If you were a compensation or HR professional during 2009 and its aftermath, you likely remember that managing pay during that time of uncertainty meant figuring out how to do more with less to make effective pay decisions. This feels like déjà vu all over again. Having learned from the past, what should we consider now as we are once again faced with uncertainty?
Salary increases are down, but base salaries aren’t
As a first step, we should change the narrative on salary increases because while the average salary increase has decreased over time (and is doing so once again), actual compensation—base salaries—has increased.
Salaries never go down … Why? Because of the compounding effect of base salary increases. Consider the following example:
The compounding effect of base salary increases
Base-salary increase | New base salary | |
Year 1 | None (new to the job) | $50,000 |
Year 2 | 3% | $51,500 |
Year 3 | 3% | $53,045 |
Year 4 | 3% | $54,636 |
If you keep going with the same 3% increase on the ever-increasing base salary, the compounding effect gets you to a higher percentage increase over time. By Year 4, the compounded increase is 12.55%—more than half of a percentage point higher than single 3% increases over four years (which would be 12%). You get an increase on your increases each year. While this may seem fundamental, it is not always well understood by employees or, in some cases, leaders.
Related: Payroll’s big tech shift: From ‘printing checks’ to strategic force
This became apparent in 2021 when inflation increased to a decade-long high of 9.2% in the U.S. We were inundated with questions about why salary increases weren’t keeping pace with inflation. In fact, many employees believed the social media-driven message, “if you aren’t getting an increase to match inflation, you’re getting a pay cut!”
The compounding effect of salary increases means that what an employee earned in the prior year will always be more actual money than the next year, even with a smaller increase.
Salary increases vs. inflation
We know that different forces drive salary increases and inflation. Salary increases are driven by the supply and demand of labor in a market, and inflation is driven by a market basket of goods, with housing, food and energy being the biggest portion of the basket. The relationship between them is really about buying power. Even as salaries go up every year at a compounded rate, the higher salary for many may not cover the higher cost of living, especially at the lowest levels of the organization. That’s why being thoughtful about this message for different employee groups is necessary for optimal results.
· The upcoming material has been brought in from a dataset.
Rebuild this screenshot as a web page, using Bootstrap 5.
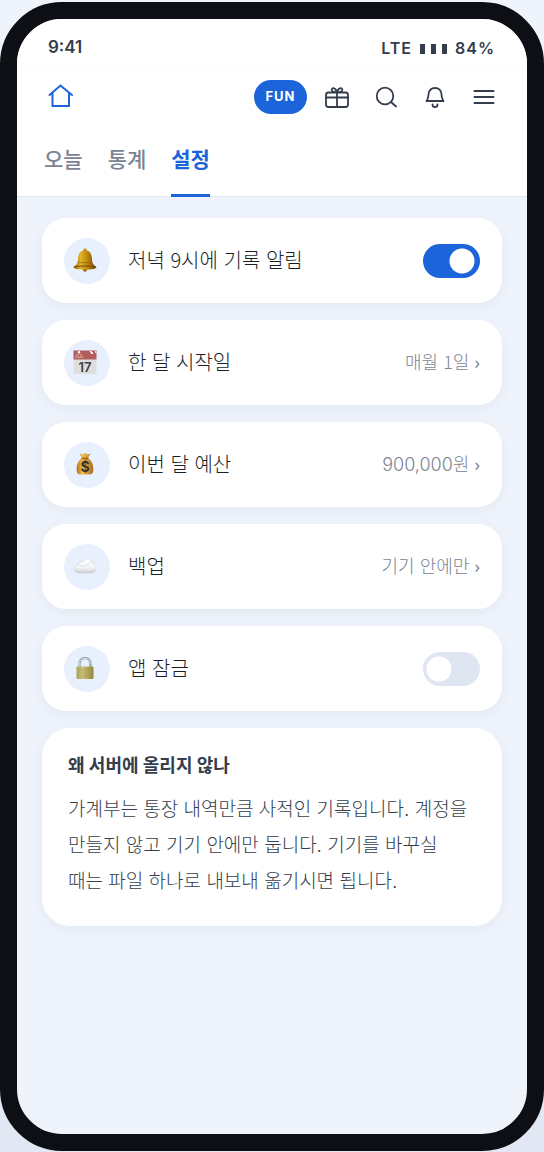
<!DOCTYPE html>
<html lang="ko">
<head>
<meta charset="utf-8">
<meta name="viewport" content="width=device-width, initial-scale=1">
<title>가계부 설정</title>
<link href="https://cdn.jsdelivr.net/npm/bootstrap@5.3.0/dist/css/bootstrap.min.css" rel="stylesheet">
<style>
  :root { --brand: #1b64da; --ink: #191f28; --slate: #333d4b; --muted: #7b8494; --canvas: #eff3fc; }
  body { font-family: Inter, "Noto Sans CJK KR", sans-serif; color: var(--ink); background: linear-gradient(#eff4fc, #e1e8f4); padding: 2px 0 1px; }
  .phone { min-height: calc(100vh - 3px); border: 17px solid #0e0f14; border-radius: 62px; background: var(--canvas); overflow: hidden; }
  .status { height: 48px; padding: 11px 32px 0 31px; font-size: 16px; font-weight: 600; color: var(--slate); border-bottom: 1px solid #fbfbfc; }
  .clock { font-size: 17px; }
  .carrier { letter-spacing: 1px; }
  .bars { display: inline-flex; gap: 6px; padding-top: 2px; }
  .bars i { width: 5px; height: 10px; background: var(--slate); }
  .tools { height: 60px; padding: 0 29px 0 30px; }
  .iconbtn { width: 28px; height: 28px; padding: 0; border: 0; background: none; color: var(--slate); display: block; }
  .iconbtn svg, .homelink svg { width: 28px; height: 28px; display: block; fill: none; stroke: currentColor; stroke-width: 2; stroke-linecap: round; stroke-linejoin: round; }
  .homelink { color: var(--brand); }
  .icons { gap: 21px; }
  .fun { width: 53px; height: 34px; padding: 0; border: 0; border-radius: 17px; background: var(--brand); color: #fff; font-size: 13px; font-weight: 700; letter-spacing: 1px; }
  .tabs { gap: 25px; padding: 0 27px; height: 70px; border-bottom: 1px solid #dfe7f4; }
  .tabs a { height: 70px; padding-top: 14px; font-size: 21px; line-height: 38px; font-weight: 500; color: var(--muted); text-decoration: none; border-bottom: 3px solid transparent; }
  .tabs a.active { color: var(--brand); font-weight: 700; border-color: var(--brand); }
  .content { padding: 21px 25px; gap: 17px; }
  .panel { background: #fff; border-radius: 24px; box-shadow: 0 4px 14px rgba(40, 80, 90, .06); }
  .setting { height: 85px; padding: 0 22px; gap: 18px; }
  .bubble { width: 46px; height: 46px; padding: 0 4px 2px 0; border-radius: 50%; background: #e8f0fe; }
  .bubble svg { width: 24px; height: 24px; }
  .name, .value { font-family: "Noto Sans CJK KR", sans-serif; padding-bottom: 2px; }
  .name { font-size: 20px; font-weight: 300; line-height: 28px; }
  .value { font-size: 18px; font-weight: 300; line-height: 28px; color: var(--muted); text-decoration: none; }
  .value.money { font-family: Inter, "Noto Sans CJK KR", sans-serif; padding-bottom: 0; }
  .chev { font-family: "Noto Sans", sans-serif; font-weight: 400; }
  .toggle.form-check-input { width: 57px; height: 34px; margin: 0; border: 0; border-radius: 17px; background: radial-gradient(circle, #fff 12px, transparent 13px) left / 32px 34px no-repeat #dfe5f1; }
  .toggle.form-check-input:checked { background: radial-gradient(circle, #fff 12px, transparent 13px) right / 36px 34px no-repeat var(--brand); }
  .note { padding: 24px 28px 26px 26px; word-break: keep-all; border-radius: 28px; }
  .note h2 { font-size: 18px; line-height: 28px; font-weight: 700; color: var(--slate); margin: 0 0 12px; }
  .note p { font-size: 19px; line-height: 36px; font-weight: 300; color: var(--slate); margin: 0; }
</style>
</head>
<body>
<div class="phone d-flex flex-column">
  <header class="bg-white">
    <div class="status d-flex align-items-center justify-content-between">
      <span class="clock">9:41</span>
      <span class="carrier d-flex align-items-center gap-2">LTE <span class="bars"><i></i><i></i><i></i></span> 84%</span>
    </div>
    <div class="tools d-flex align-items-center justify-content-between">
      <a class="homelink" href="#" aria-label="홈"><svg viewBox="0 0 28 28"><path stroke-linejoin="miter" d="M2.500 12 13.500 2.500 25 12M5.500 10V23H22V10"/></svg></a>
      <div class="d-flex align-items-center gap-3">
        <button class="fun" type="button">FUN</button>
        <div class="icons d-flex">
          <button class="iconbtn" type="button" aria-label="선물"><svg viewBox="0 0 28 28"><g stroke-width="1.8"><rect x="3" y="9.500" width="22" height="14.500" rx="2.500"/><path d="M3 14.500H25M14 9.500V24M14 9C12 4 8.500 4.500 8.700 7 8.900 8.800 11 9.300 14 9.200 17 9.300 19.100 8.800 19.300 7 19.500 4.500 16 4 14 9"/></g></svg></button>
          <button class="iconbtn" type="button" aria-label="검색"><svg viewBox="0 0 28 28"><g stroke-width="1.8"><circle cx="13" cy="13" r="8.300"/><path d="m19 19 5 4.500"/></g></svg></button>
          <button class="iconbtn" type="button" aria-label="알림"><svg viewBox="0 0 28 28"><g stroke-width="1.8"><path d="M5.500 18C7 16 7.500 14.500 7.500 11.500 7.500 7.500 10.300 5 14 5S20.500 7.500 20.500 11.500C20.500 14.500 21 16 22.500 18Z"/><path d="M11.500 21.500C11.500 25 16.500 25 16.500 21.500"/></g></svg></button>
          <button class="iconbtn" type="button" aria-label="메뉴"><svg viewBox="0 0 28 28"><path d="M4.500 8H23.500M4.500 14H23.500M4.500 20H23.500"/></svg></button>
        </div>
      </div>
    </div>
    <nav class="tabs d-flex">
      <a href="#">오늘</a><a href="#">통계</a><a class="active" href="#" aria-current="page">설정</a>
    </nav>
  </header>
  <main class="content d-flex flex-column flex-grow-1">
    <div class="panel setting d-flex align-items-center">
      <span class="bubble d-flex align-items-center justify-content-center"><svg viewBox="0 0 24 24"><defs><linearGradient id="gold"><stop offset="0" stop-color="#8c5c00"/><stop offset=".3" stop-color="#e3b52a"/><stop offset=".65" stop-color="#b88006"/><stop offset="1" stop-color="#6b3c08"/></linearGradient></defs><circle cx="12" cy="21.500" r="2.200" fill="#a86a12"/><path d="M12 .5c1.200 0 2 .8 1.800 2 4.200 1.200 5 5 5.200 9 .2 4 1.500 5.500 4.500 7.500-1 2-4 2.500-11.500 2.500S1.500 21 .5 19C3.500 17 4.800 15.500 5 11.500c.2-4 1-7.800 5.200-9C10 1.300 10.800.5 12 .5Z" fill="url(#gold)"/><path d="M1 19.200c5-1.600 17-1.600 22 0" stroke="#754604" fill="none"/><path d="M5 14c4 1 10 1 14 0" stroke="#996300" stroke-width=".7" fill="none"/></svg></span>
      <label class="name flex-grow-1" for="reminder">저녁 9시에 기록 알림</label>
      <input class="form-check-input toggle" type="checkbox" role="switch" id="reminder" checked>
    </div>
    <div class="panel setting d-flex align-items-center">
      <span class="bubble d-flex align-items-center justify-content-center"><svg viewBox="0 0 24 24"><path fill="#dedede" d="M.5 9h23v15H.5z"/><path fill="#b45b5c" d="M.5.5h23V9.500H.5z"/><path d="m6 1-1 2h2ZM17 1l3 2-1 1ZM22 1l1 2" stroke="#fff" fill="#fff"/><text x="1.500" y="8" font-size="5" fill="#e9caca">JUL</text><text x="12" y="21.500" font-size="13" font-weight="600" text-anchor="middle" fill="#3c4044">17</text></svg></span>
      <span class="name flex-grow-1">한 달 시작일</span>
      <a class="value" href="#">매월 1일 <span class="chev">›</span></a>
    </div>
    <div class="panel setting d-flex align-items-center">
      <span class="bubble d-flex align-items-center justify-content-center"><svg viewBox="0 0 24 24"><defs><linearGradient id="sack"><stop offset="0" stop-color="#a77018"/><stop offset=".35" stop-color="#f2c34c"/><stop offset="1" stop-color="#a66b20"/></linearGradient></defs><path d="M9 6 6.500 1.500l3 1L12 1l2.500 1.500 3-1L15 6c4 3 5.500 7 5.300 12-.1 3.500-1.500 4.500-4 4.500H7.700c-2.500 0-3.900-1-4-4.500C3.500 13 5 9 9 6Z" fill="url(#sack)"/><path d="M8.500 6.500h7" stroke="#a65e18" stroke-width="1.600"/><text x="12" y="20" font-size="14" font-weight="700" text-anchor="middle" fill="#33322e">$</text></svg></span>
      <span class="name flex-grow-1">이번 달 예산</span>
      <a class="value money" href="#">900,000원 <span class="chev">›</span></a>
    </div>
    <div class="panel setting d-flex align-items-center">
      <span class="bubble d-flex align-items-center justify-content-center"><svg viewBox="0 0 24 24"><defs><linearGradient id="cloud" x2="0" y2="1"><stop offset="0" stop-color="#fff"/><stop offset=".65" stop-color="#f1f2f4"/><stop offset="1" stop-color="#c6cbd3"/></linearGradient></defs><path d="M6 19c-6 0-6.500-7-1-8 .2-3 3-4 5-3C12 3 18 4 18.500 8.500c6 .5 6.500 9.500.5 10.500Z" fill="url(#cloud)" stroke="#cdd1d8" stroke-width=".6"/><path d="M5 11c2 0 3 .7 4 2 2-2.500 6-1 7-4" fill="none" stroke="#dcdfe4"/></svg></span>
      <span class="name flex-grow-1">백업</span>
      <a class="value" href="#">기기 안에만 <span class="chev">›</span></a>
    </div>
    <div class="panel setting d-flex align-items-center">
      <span class="bubble d-flex align-items-center justify-content-center"><svg viewBox="0 0 24 24"><defs><linearGradient id="brass"><stop offset="0" stop-color="#aba254"/><stop offset=".35" stop-color="#c9c178"/><stop offset="1" stop-color="#918739"/></linearGradient></defs><path d="M6.500 12V8c0-8 11-8 11 0v4" fill="none" stroke="#9aaab5" stroke-width="2.500"/><path d="M6.200 11V8c0-7.500 11.600-7.500 11.600 0" fill="none" stroke="#ccd8e2" stroke-width="1"/><rect x="3.500" y="10.500" width="17" height="12.500" rx="1" fill="url(#brass)"/><path d="M4 14h16M4 17h16M4 20h16" stroke="#aa9e50" stroke-width=".4"/></svg></span>
      <label class="name flex-grow-1" for="lock">앱 잠금</label>
      <input class="form-check-input toggle" type="checkbox" role="switch" id="lock">
    </div>
    <section class="panel note">
      <h2>왜 서버에 올리지 않나</h2>
      <p>가계부는 통장 내역만큼 사적인 기록입니다. 계정을 만들지 않고 기기 안에만 둡니다. 기기를 바꾸실 때는 파일 하나로 내보내 옮기시면 됩니다.</p>
    </section>
  </main>
</div>
<script src="https://cdn.jsdelivr.net/npm/bootstrap@5.3.0/dist/js/bootstrap.bundle.min.js"></script>
</body>
</html>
Making the most of your skinnier salary increase budget will take a focused, disciplined approach that includes a carefully crafted narrative. Reframing your salary increase message and other planned actions today will help you manage risk in the face of the current uncertainty. This will support your ability to use your compensation programs and processes more effectively, even with fewer dollars.
Retire merit pay for good
Along with changing the narrative around how base salary increases really work, it may also be time to finally modernize pay for performance when it comes to merit increases.
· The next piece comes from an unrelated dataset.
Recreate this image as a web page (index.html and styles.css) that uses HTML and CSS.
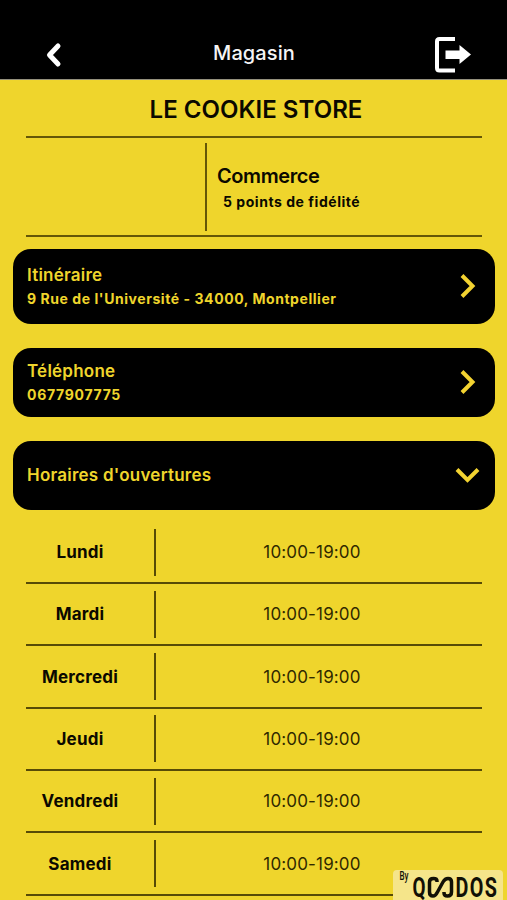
FILE: index.html
```html
<!DOCTYPE html>
<html lang="fr">
<head>
<meta charset="utf-8">
<title>Magasin</title>
<link rel="stylesheet" href="styles.css">
</head>
<body>
<header class="topbar">
  <svg class="back" viewBox="0 0 20 28"><path d="M14 5 5.500 14 14 23"/></svg>
  <h1>Magasin</h1>
  <svg class="exit" viewBox="0 0 38 38"><path class="door" d="M22 3H6.500Q4 3 4 5.500V32Q4 34.500 6.500 34.500H22"/><path class="arrow" d="M12.500 14.500H26.500V9L38 18.500 26.500 28V23H12.500Z"/></svg>
</header>
<main>
  <h2 class="store"><span>LE COOKIE STORE</span></h2>
  <section class="summary">
    <div class="picture"></div>
    <div class="info">
      <p class="kind">Commerce</p>
      <p class="points">5 points de fidélité</p>
    </div>
  </section>
  <section class="card address">
    <div><h3>Itinéraire</h3><p class="street">9 Rue de l'Université - 34000, Montpellier</p></div>
    <svg class="chevron" viewBox="0 0 26 26"><path d="M7 2.500 17.500 13 7 23.500"/></svg>
  </section>
  <section class="card phone">
    <div><h3>Téléphone</h3><p class="number">0677907775</p></div>
    <svg class="chevron" viewBox="0 0 26 26"><path d="M7 2.500 17.500 13 7 23.500"/></svg>
  </section>
  <section class="card hours">
    <h3>Horaires d'ouvertures</h3>
    <svg class="chevron" viewBox="0 0 26 26"><path d="M2 7.500 12.500 18 23 7.500"/></svg>
  </section>
  <section class="week">
    <div class="row"><b>Lundi</b><i></i><span>10:00-19:00</span></div>
    <div class="row"><b>Mardi</b><i></i><span>10:00-19:00</span></div>
    <div class="row"><b>Mercredi</b><i></i><span>10:00-19:00</span></div>
    <div class="row"><b>Jeudi</b><i></i><span>10:00-19:00</span></div>
    <div class="row"><b>Vendredi</b><i></i><span>10:00-19:00</span></div>
    <div class="row"><b>Samedi</b><i></i><span>10:00-19:00</span></div>
  </section>
</main>
<svg class="brand" viewBox="0 0 110 30">
  <text class="by" x="6.500" y="9.500" textLength="9" lengthAdjust="spacingAndGlyphs">By</text>
  <text class="word" x="19.500" y="27" textLength="13" lengthAdjust="spacingAndGlyphs">Q</text>
  <path d="M44 12V11Q44 8.500 40.500 8.500Q36.500 8.500 36.500 12V22Q36.500 26 40 26Q42.500 26 44.500 22L50 12Q52 8.500 55 8.500Q58.500 8.500 58.500 12V22Q58.500 26 54.500 26Q51 26 51 23V22"/>
  <text class="word dos" x="62.500" y="27" textLength="43" lengthAdjust="spacingAndGlyphs">DOS</text>
</svg>
</body>
</html>
```
FILE: styles.css
```css
* { box-sizing: border-box; }
body {
  margin: 0;
  height: 900px;
  overflow: hidden;
  background: #efd52c;
  color: #0b0900;
  font-family: Inter, "Liberation Sans", sans-serif;
}
h1, h2, h3, p { margin: 0; white-space: nowrap; }
.topbar {
  height: 80px;
  padding: 30px 36px 0 44px;
  display: grid;
  grid-template-columns: 38px 1fr 38px;
  align-items: center;
  background: #000;
  border-bottom: 1px solid #94907c;
}
.topbar h1 {
  color: #f5f5f5;
  font-size: 20px;
  line-height: 24px;
  font-weight: 500;
  letter-spacing: 0.1px;
  text-align: center;
  margin: -4px 0 0 -7px;
}
.back { width: 20px; height: 28px; }
.back path { fill: none; stroke: #fff; stroke-width: 5; stroke-linecap: round; stroke-linejoin: round; }
.exit { width: 38px; height: 38px; }
.door { fill: none; stroke: #fff; stroke-width: 4; }
.arrow { fill: #fff; }
.store {
  height: 56px;
  line-height: 59px;
  font-size: 24px;
  font-weight: 600;
  letter-spacing: 0.05px;
  text-align: center;
  padding-left: 5px;
}
.summary {
  height: 101px;
  margin: 0 25px 0 26px;
  padding: 5px 0;
  display: flex;
  border: solid #655707;
  border-width: 2px 0;
}
.picture { width: 181px; height: 88px; border-right: 2px solid #655707; }
.info { padding: 20px 0 0 10px; }
.kind { font-size: 20px; line-height: 26px; font-weight: 600; letter-spacing: -0.4px; }
.points { font-size: 14px; line-height: 25px; font-weight: 700; letter-spacing: 0.54px; padding-left: 6px; }
.card {
  margin: 0 12px 0 13px;
  padding: 0 14px;
  display: flex;
  align-items: center;
  justify-content: space-between;
  border-radius: 18px;
  background: #000;
  color: #efd52c;
}
.card h3 { font-size: 17px; line-height: 24px; font-weight: 600; letter-spacing: 0.23px; }
.card p { font-size: 14px; line-height: 24px; font-weight: 700; }
.card .street { letter-spacing: 0.56px; }
.card .number { letter-spacing: 0.7px; }
.address { height: 74.500px; margin-top: 12px; }
.phone { height: 68.500px; margin-top: 24.500px; }
.address div, .phone div { padding-top: 2px; }
.hours { height: 68.500px; margin-top: 24.500px; }
.chevron { width: 26px; height: 26px; }
.chevron path { fill: none; stroke: #f3d331; stroke-width: 4; }
.week { margin: 12.400px 25px 0 26px; }
.row {
  height: 62.300px;
  display: grid;
  grid-template-columns: 108px 20px 1fr;
  align-items: center;
  border-bottom: 2px solid #574b06;
  text-align: center;
  font-size: 17px;
}
.row b { font-weight: 650; letter-spacing: 0.22px; }
.row i { justify-self: end; width: 2px; height: 47px; margin-right: -2px; background: #574b06; }
.row span { padding-right: 12px; color: #302900; letter-spacing: 0.15px; }
.brand {
  position: absolute;
  left: 393px;
  top: 870px;
  width: 110px;
  height: 30px;
  border-radius: 4px 4px 0 0;
  background: #f5e58a;
}
.brand path { fill: none; stroke: #111006; stroke-width: 3.500; }
.brand text { font-family: Roboto, sans-serif; fill: #111006; }
.brand .by { font-size: 12px; font-weight: 500; }
.brand .word { font-size: 27px; font-weight: 700; }
.brand .dos { letter-spacing: 2px; }
```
The idea that base salary increases are tied directly to all elements of individual performance has always been challenging. However, in the era of shrinking salary budgets, its credibility as an effective pay-for-performance tool has also greatly diminished.
While pay for performance can be improved, it requires putting the old notion of merit pay out to pasture. Some organizations eliminate merit pay through a general increase tied to the competitive salary increase data for their market. This is perhaps easier than continuing to require an element of performance to earn these increases, but it is also less effective.
Other organizations are waking up to the fact that base salary increases—just like base salary itself—should be tied to jobs and job-related performance. They also work to modernize the notion of pay for performance by streamlining the definitions of performance to each pay element (such as focusing base pay increases on job-related performance).
Getting to the heart of different performance definitions will also show what you’ve probably always known: Performance is multi-dimensional. Why not align the way you pay with each dimension? The result will be greater clarity in making effective pay decisions and more transparent messaging around how those decisions are made.
By giving employees more clarity on how their salary increase links to their performance, you can increase the perceived value of salary increases, even as you may have less money to for those increases.
Refresh your comp philosophy or develop a new one
A philosophy is a mindset or set of beliefs that acts as a guiding principle for behavior. By developing a compensation philosophy, organizations create a platform for the design, delivery and governance of pay programs that uniquely reflect their purpose, mission and values.
A compensation philosophy can also serve as the driving force for consensus on how pay decisions are made and communicated. That’s why having an effective compensation philosophy can also help you better manage risk in times of uncertainty. It can outline when expectations can be made and how they should be governed, as well as the balance between consistency and flexibility in the face of unpredictable outcomes.
Given the impact an effective compensation philosophy can have in any case, but especially in times of uncertainty, you’d think every organization would invest the time and effort to ensure they had a good one. However, WTW’s 2024 Global Pay Effectiveness and Design Survey showed that, while more than 80% of U.S.-based organizations have a compensation philosophy, 59% of them hadn’t updated it in the past three years or longer.
Consider everything that’s happened in the past three to five years. By not reviewing or updating your compensation philosophy since 2020, you are putting your organization at risk of poor compensation decision-making, program design and program management or governance at a time when you need them the most.
In the end, it’s about the compensation story
This period of economic and labor market uncertainty will challenge HR and compensation professionals to think differently not only about how we use limited compensation dollars, but also about how we get the most out of our design, management and governance of pay and how we tell the compensation story to employees. It doesn’t have to be a negative message if you think through all the ways you can do more with less.